İthalatçı şirketler bu duruma farklı şekillerde tepki verebilir:
- Fiyatları artırarak tüketicilere yansıtmak
- Tedarik zincirlerini yeniden düzenleyerek maliyetleri düşürmeye çalışmak
- Üretimi ABD’ye kaydırarak uzun vadeli çözümler aramak
Ancak, uzmanlara göre, ABD’de üretimi artırmak kısa vadede mümkün değil ve maliyet avantajı sağlayamayabilir.
Ticaret Savaşlarının Geleceği: Yeni Vergiler Yolda mı?
Trump yönetimi, tarifelerin yalnızca bir başlangıç olabileceğini belirtti. Nisan ayında ithal otomobiller, çipler ve tarım makineleri gibi ürünlere de ek vergiler gelebilir. ABD Ticaret Bakanı Howard Lutnick’e göre, Trump bu tarifelerden geri adım atmaya sıcak bakmıyor ve planlanan ek vergileri de devreye sokmayı düşünüyor.

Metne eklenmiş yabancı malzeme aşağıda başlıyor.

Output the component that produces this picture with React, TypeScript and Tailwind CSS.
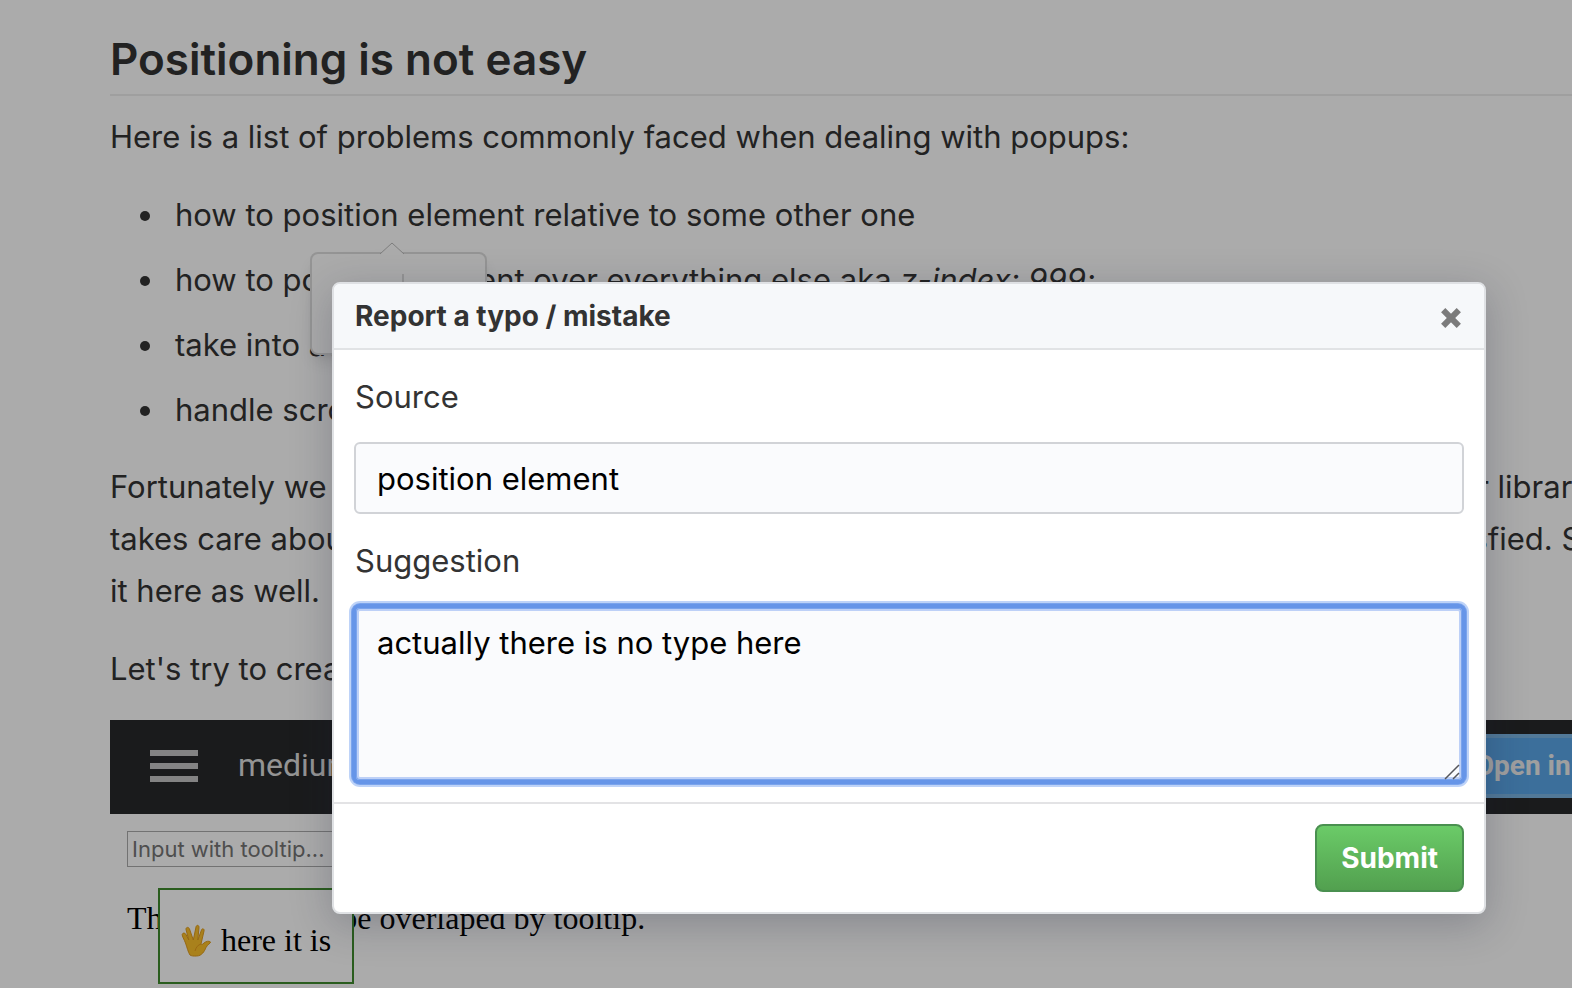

Buna ek olarak, Trump, düşük değerli ithalat paketlerine yönelik gümrüksüz muafiyetleri de kaldırdı. Bu karar, e-ticaret devi Amazon, Çin merkezli Temu ve Shein gibi platformlardan yapılan alışverişlerin artık daha pahalı hale gelmesi anlamına geliyor. Uzmanlar, bu durumun tüketiciler için büyük bir şok yaratacağını öngörüyor.
Küresel Ekonomi İçin Riskler Artıyor
Trump’ın ticaret politikaları, yalnızca ABD içinde değil, küresel çapta büyük etkiler yaratıyor. Uzmanlar, bu tür agresif tarifelerin uzun vadede ABD ekonomisine zarar verebileceği konusunda uyarıyor. Ticaret savaşlarının yeniden alevlenmesi, ABD ile Çin arasındaki ilişkileri daha da gerginleştirebilirken, Kanada ve Meksika gibi müttefiklerle olan ekonomik bağları da zedeleyebilir.
Tüketiciler için en büyük risk, artan fiyatlar ve olası ekonomik dalgalanmalar. Şirketler için ise belirsizlik ortamı, yatırım kararlarını ve tedarik zincirlerini yeniden gözden geçirme zorunluluğunu doğuruyor.
Trump yönetiminin bu politikayı nasıl sürdüreceği ve ticaret savaşlarının ne kadar derinleşeceği, önümüzdeki aylarda ABD ekonomisinin yönünü belirleyecek en önemli faktörlerden biri olacak.